Copy out the data below as written; omit any images.

** Start Given material **

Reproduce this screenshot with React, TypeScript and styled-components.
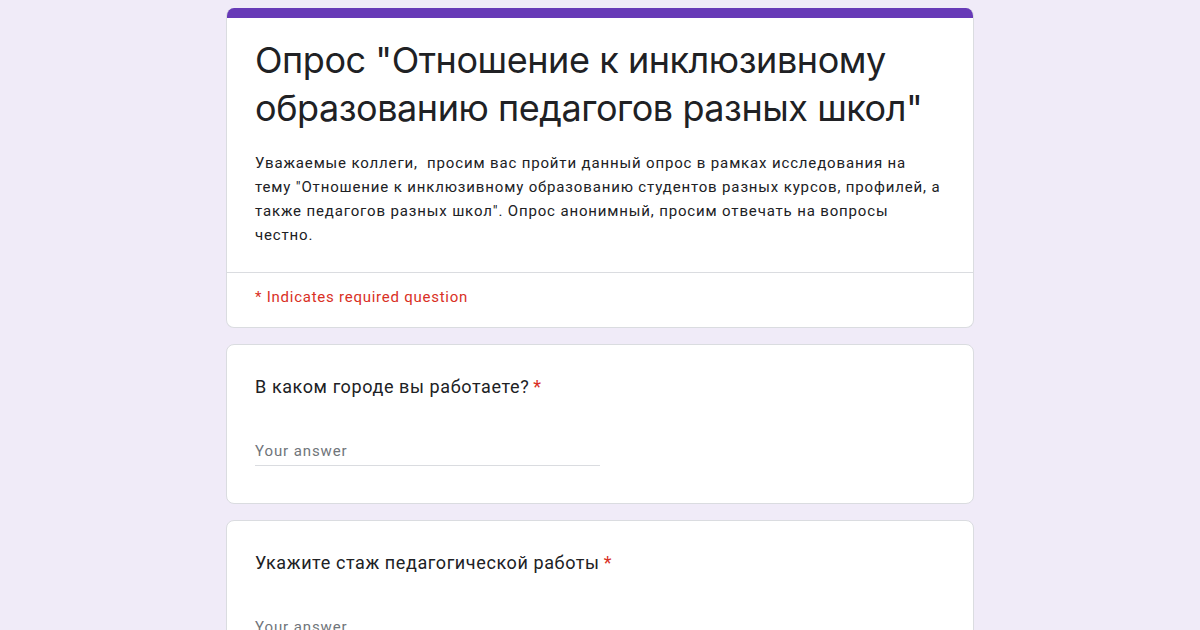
import styled, { createGlobalStyle } from "styled-components";

const GlobalStyle = createGlobalStyle`
  html, body {
    margin: 0;
    padding: 0;
    background: #f0ebf8;
  }
  body {
    font-family: Roboto, "Noto Sans", Arial, sans-serif;
    color: #202124;
  }
`;

const Page = styled.div`
  width: 748px;
  margin: 0 auto;
  padding-top: 8px;
  display: flex;
  flex-direction: column;
  gap: 16px;
`;

const Card = styled.div`
  background: #fff;
  border: 1px solid #dadce0;
  border-radius: 8px;
  overflow: hidden;
`;

const HeaderCard = styled(Card)`
  border-top: none;
`;

const AccentBar = styled.div`
  height: 10px;
  background: #673ab7;
`;

const HeaderBody = styled.div`
  padding: 18px 28px 25px;
`;

const Title = styled.h1`
  margin: 0;
  font-family: Inter, "Open Sans", sans-serif;
  font-weight: 400;
  font-size: 36px;
  line-height: 48px;
  letter-spacing: -0.45px;
  color: #202124;
`;

const Description = styled.p`
  margin: 19px 0 0;
  font-size: 15px;
  line-height: 24px;
  letter-spacing: 0.85px;
  color: #202124;
`;

const Divider = styled.div`
  height: 1px;
  background: #dadce0;
`;

const RequiredNote = styled.div`
  padding: 14px 28px 20px;
  font-size: 15px;
  line-height: 20px;
  color: #d93025;
  letter-spacing: 0.75px;
`;

const QuestionCard = styled(Card)`
  padding: 30px 28px 37px;
`;

const QuestionText = styled.div`
  font-size: 18px;
  line-height: 24px;
  letter-spacing: 0.6px;
  color: #202124;
`;

const Star = styled.span`
  color: #d93025;
  margin-left: 4px;
`;

const AnswerField = styled.div`
  margin-top: 42px;
  width: 345px;
  padding-bottom: 4px;
  border-bottom: 1px solid #dadce0;
  font-size: 15px;
  line-height: 20px;
  color: #70757a;
  letter-spacing: 0.9px;
`;

const questions = [
  "В каком городе вы работаете?",
  "Укажите стаж педагогической работы",
];

export default function App() {
  return (
    <>
      <GlobalStyle />
      <Page>
        <HeaderCard>
          <AccentBar />
          <HeaderBody>
            <Title>
              Опрос "Отношение к инклюзивному образованию педагогов разных
              школ"
            </Title>
            <Description>
              Уважаемые коллеги,&nbsp; просим вас пройти данный опрос в рамках
              исследования на
              <br />
              тему "Отношение к инклюзивному образованию студентов разных
              курсов, профилей, а
              <br />
              также педагогов разных школ". Опрос анонимный, просим отвечать на
              вопросы
              <br />
              честно.
            </Description>
          </HeaderBody>
          <Divider />
          <RequiredNote>* Indicates required question</RequiredNote>
        </HeaderCard>
        {questions.map((q) => (
          <QuestionCard key={q}>
            <QuestionText>
              {q}
              <Star>*</Star>
            </QuestionText>
            <AnswerField>Your answer</AnswerField>
          </QuestionCard>
        ))}
      </Page>
    </>
  );
}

** End Given material **

» **Result of this task**
Reproduce this screenshot with React, TypeScript and styled-components.
import styled, { createGlobalStyle } from "styled-components";

const GlobalStyle = createGlobalStyle`
  html, body {
    margin: 0;
    padding: 0;
    background: #f0ebf8;
  }
  body {
    font-family: Roboto, "Noto Sans", Arial, sans-serif;
    color: #202124;
  }
`;

const Page = styled.div`
  width: 748px;
  margin: 0 auto;
  padding-top: 8px;
  display: flex;
  flex-direction: column;
  gap: 16px;
`;

const Card = styled.div`
  background: #fff;
  border: 1px solid #dadce0;
  border-radius: 8px;
  overflow: hidden;
`;

const HeaderCard = styled(Card)`
  border-top: none;
`;

const AccentBar = styled.div`
  height: 10px;
  background: #673ab7;
`;

const HeaderBody = styled.div`
  padding: 18px 28px 25px;
`;

const Title = styled.h1`
  margin: 0;
  font-family: Inter, "Open Sans", sans-serif;
  font-weight: 400;
  font-size: 36px;
  line-height: 48px;
  letter-spacing: -0.45px;
  color: #202124;
`;

const Description = styled.p`
  margin: 19px 0 0;
  font-size: 15px;
  line-height: 24px;
  letter-spacing: 0.85px;
  color: #202124;
`;

const Divider = styled.div`
  height: 1px;
  background: #dadce0;
`;

const RequiredNote = styled.div`
  padding: 14px 28px 20px;
  font-size: 15px;
  line-height: 20px;
  color: #d93025;
  letter-spacing: 0.75px;
`;

const QuestionCard = styled(Card)`
  padding: 30px 28px 37px;
`;

const QuestionText = styled.div`
  font-size: 18px;
  line-height: 24px;
  letter-spacing: 0.6px;
  color: #202124;
`;

const Star = styled.span`
  color: #d93025;
  margin-left: 4px;
`;

const AnswerField = styled.div`
  margin-top: 42px;
  width: 345px;
  padding-bottom: 4px;
  border-bottom: 1px solid #dadce0;
  font-size: 15px;
  line-height: 20px;
  color: #70757a;
  letter-spacing: 0.9px;
`;

const questions = [
  "В каком городе вы работаете?",
  "Укажите стаж педагогической работы",
];

export default function App() {
  return (
    <>
      <GlobalStyle />
      <Page>
        <HeaderCard>
          <AccentBar />
          <HeaderBody>
            <Title>
              Опрос "Отношение к инклюзивному образованию педагогов разных
              школ"
            </Title>
            <Description>
              Уважаемые коллеги,&nbsp; просим вас пройти данный опрос в рамках
              исследования на
              <br />
              тему "Отношение к инклюзивному образованию студентов разных
              курсов, профилей, а
              <br />
              также педагогов разных школ". Опрос анонимный, просим отвечать на
              вопросы
              <br />
              честно.
            </Description>
          </HeaderBody>
          <Divider />
          <RequiredNote>* Indicates required question</RequiredNote>
        </HeaderCard>
        {questions.map((q) => (
          <QuestionCard key={q}>
            <QuestionText>
              {q}
              <Star>*</Star>
            </QuestionText>
            <AnswerField>Your answer</AnswerField>
          </QuestionCard>
        ))}
      </Page>
    </>
  );
}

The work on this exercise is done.